SET PROBLEM: Restate each of the lines below word for word and drop every picture.
____ PROVIDED MATERIAL
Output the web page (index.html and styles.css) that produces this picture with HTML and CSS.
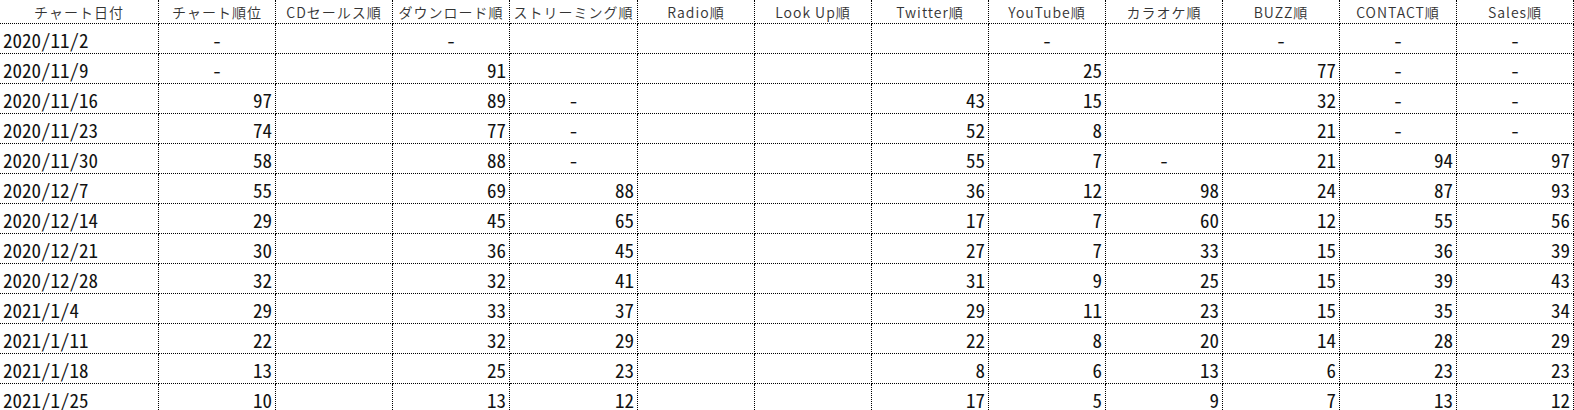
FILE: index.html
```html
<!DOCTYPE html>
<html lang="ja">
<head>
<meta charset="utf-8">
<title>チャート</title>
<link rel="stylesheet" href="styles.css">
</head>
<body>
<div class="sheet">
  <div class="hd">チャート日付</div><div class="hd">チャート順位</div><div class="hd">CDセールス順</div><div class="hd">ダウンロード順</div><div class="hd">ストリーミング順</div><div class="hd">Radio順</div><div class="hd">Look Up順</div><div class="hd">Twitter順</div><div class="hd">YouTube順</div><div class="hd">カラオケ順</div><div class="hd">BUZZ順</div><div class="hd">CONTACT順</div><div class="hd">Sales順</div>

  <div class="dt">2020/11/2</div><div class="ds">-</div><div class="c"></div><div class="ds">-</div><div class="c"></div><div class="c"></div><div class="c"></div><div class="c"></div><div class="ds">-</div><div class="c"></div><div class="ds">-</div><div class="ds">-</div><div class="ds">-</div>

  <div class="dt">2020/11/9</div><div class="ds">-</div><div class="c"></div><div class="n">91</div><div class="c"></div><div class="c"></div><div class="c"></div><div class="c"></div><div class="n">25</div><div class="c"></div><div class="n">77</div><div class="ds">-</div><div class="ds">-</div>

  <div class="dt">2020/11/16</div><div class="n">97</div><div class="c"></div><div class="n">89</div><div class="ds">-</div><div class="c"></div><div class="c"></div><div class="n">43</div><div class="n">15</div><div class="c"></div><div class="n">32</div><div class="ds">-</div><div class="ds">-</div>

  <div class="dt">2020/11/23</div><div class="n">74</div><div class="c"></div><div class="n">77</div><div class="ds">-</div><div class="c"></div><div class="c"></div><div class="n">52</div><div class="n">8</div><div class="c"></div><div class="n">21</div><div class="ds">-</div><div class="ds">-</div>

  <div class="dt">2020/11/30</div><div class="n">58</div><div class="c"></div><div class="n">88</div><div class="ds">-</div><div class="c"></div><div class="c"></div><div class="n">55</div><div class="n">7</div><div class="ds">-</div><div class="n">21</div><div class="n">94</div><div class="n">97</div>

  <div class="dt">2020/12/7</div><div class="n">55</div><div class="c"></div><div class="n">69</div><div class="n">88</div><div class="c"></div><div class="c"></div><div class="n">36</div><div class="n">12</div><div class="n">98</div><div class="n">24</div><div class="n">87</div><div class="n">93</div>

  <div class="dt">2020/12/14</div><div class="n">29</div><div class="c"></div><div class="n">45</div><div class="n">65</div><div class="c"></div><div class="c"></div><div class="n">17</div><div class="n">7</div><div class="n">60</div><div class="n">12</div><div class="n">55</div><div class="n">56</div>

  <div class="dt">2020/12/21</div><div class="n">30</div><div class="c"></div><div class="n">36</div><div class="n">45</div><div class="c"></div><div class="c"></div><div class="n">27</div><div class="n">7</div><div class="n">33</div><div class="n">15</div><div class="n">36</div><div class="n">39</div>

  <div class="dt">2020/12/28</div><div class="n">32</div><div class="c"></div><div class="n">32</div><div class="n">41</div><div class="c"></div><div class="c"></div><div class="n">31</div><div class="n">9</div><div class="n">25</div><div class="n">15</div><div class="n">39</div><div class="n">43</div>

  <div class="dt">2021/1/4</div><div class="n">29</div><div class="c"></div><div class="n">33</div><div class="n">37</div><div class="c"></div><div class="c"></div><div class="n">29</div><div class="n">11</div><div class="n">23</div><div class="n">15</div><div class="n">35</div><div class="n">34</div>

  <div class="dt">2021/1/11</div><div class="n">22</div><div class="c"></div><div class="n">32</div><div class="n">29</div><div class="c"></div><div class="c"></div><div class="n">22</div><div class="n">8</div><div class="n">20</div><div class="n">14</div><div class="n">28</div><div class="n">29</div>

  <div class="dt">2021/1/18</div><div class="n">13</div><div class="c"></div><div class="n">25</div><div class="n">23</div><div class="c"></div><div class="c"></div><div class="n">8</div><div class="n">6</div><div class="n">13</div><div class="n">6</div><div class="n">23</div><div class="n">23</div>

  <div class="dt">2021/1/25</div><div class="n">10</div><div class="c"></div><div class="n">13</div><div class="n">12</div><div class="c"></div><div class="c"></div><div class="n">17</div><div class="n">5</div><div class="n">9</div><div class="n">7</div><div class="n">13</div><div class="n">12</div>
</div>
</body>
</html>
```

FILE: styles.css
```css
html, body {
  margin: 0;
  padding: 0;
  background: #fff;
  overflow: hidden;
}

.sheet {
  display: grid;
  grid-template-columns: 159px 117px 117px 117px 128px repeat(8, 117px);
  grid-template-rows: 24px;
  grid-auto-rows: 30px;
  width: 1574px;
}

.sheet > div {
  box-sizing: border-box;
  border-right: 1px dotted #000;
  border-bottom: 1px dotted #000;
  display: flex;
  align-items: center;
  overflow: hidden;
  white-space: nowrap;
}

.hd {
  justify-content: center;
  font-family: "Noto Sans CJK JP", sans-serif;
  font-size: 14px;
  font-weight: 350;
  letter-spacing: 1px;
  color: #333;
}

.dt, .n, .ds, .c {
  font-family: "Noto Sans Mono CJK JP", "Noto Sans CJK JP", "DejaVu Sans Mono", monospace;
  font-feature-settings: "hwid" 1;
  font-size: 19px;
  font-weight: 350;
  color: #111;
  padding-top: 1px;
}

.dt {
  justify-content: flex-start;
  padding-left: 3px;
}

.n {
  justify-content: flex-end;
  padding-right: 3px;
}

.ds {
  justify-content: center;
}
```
________
TASK RESULT:
Output the web page (index.html and styles.css) that produces this picture with HTML and CSS.
FILE: index.html
```html
<!DOCTYPE html>
<html lang="ja">
<head>
<meta charset="utf-8">
<title>チャート</title>
<link rel="stylesheet" href="styles.css">
</head>
<body>
<div class="sheet">
  <div class="hd">チャート日付</div><div class="hd">チャート順位</div><div class="hd">CDセールス順</div><div class="hd">ダウンロード順</div><div class="hd">ストリーミング順</div><div class="hd">Radio順</div><div class="hd">Look Up順</div><div class="hd">Twitter順</div><div class="hd">YouTube順</div><div class="hd">カラオケ順</div><div class="hd">BUZZ順</div><div class="hd">CONTACT順</div><div class="hd">Sales順</div>

  <div class="dt">2020/11/2</div><div class="ds">-</div><div class="c"></div><div class="ds">-</div><div class="c"></div><div class="c"></div><div class="c"></div><div class="c"></div><div class="ds">-</div><div class="c"></div><div class="ds">-</div><div class="ds">-</div><div class="ds">-</div>

  <div class="dt">2020/11/9</div><div class="ds">-</div><div class="c"></div><div class="n">91</div><div class="c"></div><div class="c"></div><div class="c"></div><div class="c"></div><div class="n">25</div><div class="c"></div><div class="n">77</div><div class="ds">-</div><div class="ds">-</div>

  <div class="dt">2020/11/16</div><div class="n">97</div><div class="c"></div><div class="n">89</div><div class="ds">-</div><div class="c"></div><div class="c"></div><div class="n">43</div><div class="n">15</div><div class="c"></div><div class="n">32</div><div class="ds">-</div><div class="ds">-</div>

  <div class="dt">2020/11/23</div><div class="n">74</div><div class="c"></div><div class="n">77</div><div class="ds">-</div><div class="c"></div><div class="c"></div><div class="n">52</div><div class="n">8</div><div class="c"></div><div class="n">21</div><div class="ds">-</div><div class="ds">-</div>

  <div class="dt">2020/11/30</div><div class="n">58</div><div class="c"></div><div class="n">88</div><div class="ds">-</div><div class="c"></div><div class="c"></div><div class="n">55</div><div class="n">7</div><div class="ds">-</div><div class="n">21</div><div class="n">94</div><div class="n">97</div>

  <div class="dt">2020/12/7</div><div class="n">55</div><div class="c"></div><div class="n">69</div><div class="n">88</div><div class="c"></div><div class="c"></div><div class="n">36</div><div class="n">12</div><div class="n">98</div><div class="n">24</div><div class="n">87</div><div class="n">93</div>

  <div class="dt">2020/12/14</div><div class="n">29</div><div class="c"></div><div class="n">45</div><div class="n">65</div><div class="c"></div><div class="c"></div><div class="n">17</div><div class="n">7</div><div class="n">60</div><div class="n">12</div><div class="n">55</div><div class="n">56</div>

  <div class="dt">2020/12/21</div><div class="n">30</div><div class="c"></div><div class="n">36</div><div class="n">45</div><div class="c"></div><div class="c"></div><div class="n">27</div><div class="n">7</div><div class="n">33</div><div class="n">15</div><div class="n">36</div><div class="n">39</div>

  <div class="dt">2020/12/28</div><div class="n">32</div><div class="c"></div><div class="n">32</div><div class="n">41</div><div class="c"></div><div class="c"></div><div class="n">31</div><div class="n">9</div><div class="n">25</div><div class="n">15</div><div class="n">39</div><div class="n">43</div>

  <div class="dt">2021/1/4</div><div class="n">29</div><div class="c"></div><div class="n">33</div><div class="n">37</div><div class="c"></div><div class="c"></div><div class="n">29</div><div class="n">11</div><div class="n">23</div><div class="n">15</div><div class="n">35</div><div class="n">34</div>

  <div class="dt">2021/1/11</div><div class="n">22</div><div class="c"></div><div class="n">32</div><div class="n">29</div><div class="c"></div><div class="c"></div><div class="n">22</div><div class="n">8</div><div class="n">20</div><div class="n">14</div><div class="n">28</div><div class="n">29</div>

  <div class="dt">2021/1/18</div><div class="n">13</div><div class="c"></div><div class="n">25</div><div class="n">23</div><div class="c"></div><div class="c"></div><div class="n">8</div><div class="n">6</div><div class="n">13</div><div class="n">6</div><div class="n">23</div><div class="n">23</div>

  <div class="dt">2021/1/25</div><div class="n">10</div><div class="c"></div><div class="n">13</div><div class="n">12</div><div class="c"></div><div class="c"></div><div class="n">17</div><div class="n">5</div><div class="n">9</div><div class="n">7</div><div class="n">13</div><div class="n">12</div>
</div>
</body>
</html>
```

FILE: styles.css
```css
html, body {
  margin: 0;
  padding: 0;
  background: #fff;
  overflow: hidden;
}

.sheet {
  display: grid;
  grid-template-columns: 159px 117px 117px 117px 128px repeat(8, 117px);
  grid-template-rows: 24px;
  grid-auto-rows: 30px;
  width: 1574px;
}

.sheet > div {
  box-sizing: border-box;
  border-right: 1px dotted #000;
  border-bottom: 1px dotted #000;
  display: flex;
  align-items: center;
  overflow: hidden;
  white-space: nowrap;
}

.hd {
  justify-content: center;
  font-family: "Noto Sans CJK JP", sans-serif;
  font-size: 14px;
  font-weight: 350;
  letter-spacing: 1px;
  color: #333;
}

.dt, .n, .ds, .c {
  font-family: "Noto Sans Mono CJK JP", "Noto Sans CJK JP", "DejaVu Sans Mono", monospace;
  font-feature-settings: "hwid" 1;
  font-size: 19px;
  font-weight: 350;
  color: #111;
  padding-top: 1px;
}

.dt {
  justify-content: flex-start;
  padding-left: 3px;
}

.n {
  justify-content: flex-end;
  padding-right: 3px;
}

.ds {
  justify-content: center;
}
```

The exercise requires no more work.